= John Sprinzel =

British racing driver (1930–2021)

John Sprinzel (October 25, 1930 - May 2021) was an English motor racing driver renowned for competing in saloon and sports car races in addition to his main career in rallying. He was born in Berlin, where his father was a film director for Paramount Newsreel and his mother a dress designer. Three years later the family moved to England, as John's father had been tasked with setting up Paramount Newsreel's London branch. (The move had nothing to do with the Nazi persecution of Jews, as has been shrilly claimed in obituaries published in once-respected national newspapers. The family were members of the Lutheran Church.)

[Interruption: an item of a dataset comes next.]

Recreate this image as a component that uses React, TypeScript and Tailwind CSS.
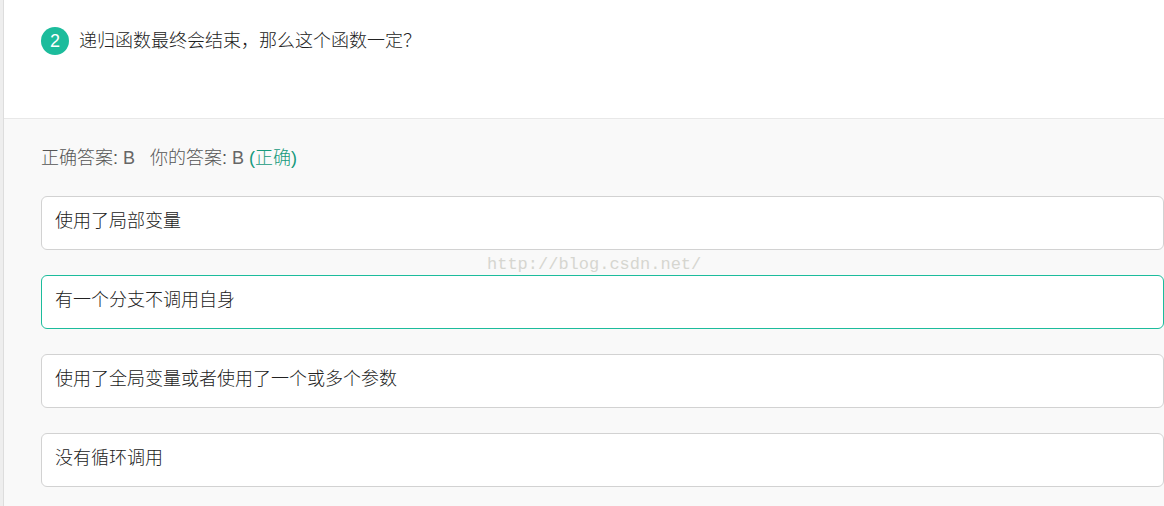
import React from 'react';
import clsx from 'clsx';

interface Option {
  id: string;
  text: string;
}

const options: Option[] = [
  { id: 'A', text: '使用了局部变量' },
  { id: 'B', text: '有一个分支不调用自身' },
  { id: 'C', text: '使用了全局变量或者使用了一个或多个参数' },
  { id: 'D', text: '没有循环调用' },
];

const correctAnswer = 'B';
const userAnswer = 'B';

const QuestionHeader: React.FC<{ index: number; title: string }> = ({ index, title }) => (
  <header className="flex items-start gap-2.5 border-b border-[#e8e8e8] bg-white pt-[27px] pb-[63px] pl-[37px]">
    <span className="flex size-7 shrink-0 items-center justify-center rounded-full bg-[#1cbc9c] text-lg text-white">
      {index}
    </span>
    <h1 className="text-lg leading-7 font-light text-[#222]">{title}</h1>
  </header>
);

const AnswerSummary: React.FC = () => (
  <p className="flex text-lg leading-7 font-light text-[#555]">
    <span className="mr-[15px]">
      正确答案: <span className="font-normal text-[#666]">{correctAnswer}</span>
    </span>
    <span>
      你的答案: <span className="font-normal text-[#666]">{userAnswer}</span>{' '}
      <span className="text-[#159a7c]">(正确)</span>
    </span>
  </p>
);

const OptionItem: React.FC<{ option: Option }> = ({ option }) => (
  <li
    className={clsx(
      'rounded-md border bg-white px-[13px] pt-2.5 pb-3.5 text-lg leading-7 font-light text-[#222]',
      option.id === correctAnswer ? 'border-[#1cbc9c]' : 'border-[#d2d2d2]'
    )}
  >
    {option.text}
  </li>
);

export default function App() {
  return (
    <div
      lang="zh-CN"
      className="flex min-h-screen bg-[#eee] pl-[3px] font-['Liberation_Sans','Noto_Sans_CJK_SC',sans-serif]"
    >
      <main className="relative flex flex-1 flex-col border-l border-[#ddd] bg-[#f9f9f9]">
        <QuestionHeader index={2} title="递归函数最终会结束，那么这个函数一定？" />

        <section className="pt-[25px] pb-[19px] pl-[37px]">
          <AnswerSummary />
          <ul className="mt-6 flex flex-col gap-[25px]">
            {options.map((option) => (
              <OptionItem key={option.id} option={option} />
            ))}
          </ul>
        </section>

        {/* Marca d'água */}
        <span className="pointer-events-none absolute top-[253px] left-[483px] font-['Liberation_Mono',monospace] text-[17px] leading-6 text-[#d6d6d0]">
          http://blog.csdn.net/
        </span>
      </main>
    </div>
  );
}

Sprinzel finished third overall in the inaugural 1958 British Saloon Car Championship season driving for his own Team Speedwell in an Austin A35. Navigated by future BMC and Ford Competitions Manager Stuart Turner, he won the British Rally Championship in 1959, driving an Austin-Healey Sprite and an Alfa Romeo Giulietta TI. In International events during 1960, he won his class in the 12 Hours of Sebring race in Florida and scored second place overall in the RAC Rally of Great Britain and third overall in Belgium's gruelling Liège-Rome-Liège. These successes were all achieved in Austin-Healey Sebring Sprites, a car he was instrumental in developing.

Sprinzel published three volumes of memoirs: 'Sleepless Knights' (1962), 'Spritely Years' (1994 and 2008) and 'Lucky John' (2013), as well as a tuning manual for BMC cars 'Modified Motoring' (1959 and 1961). John died of natural causes in Hawaii where he had lived for many years with his life-partner Caryl.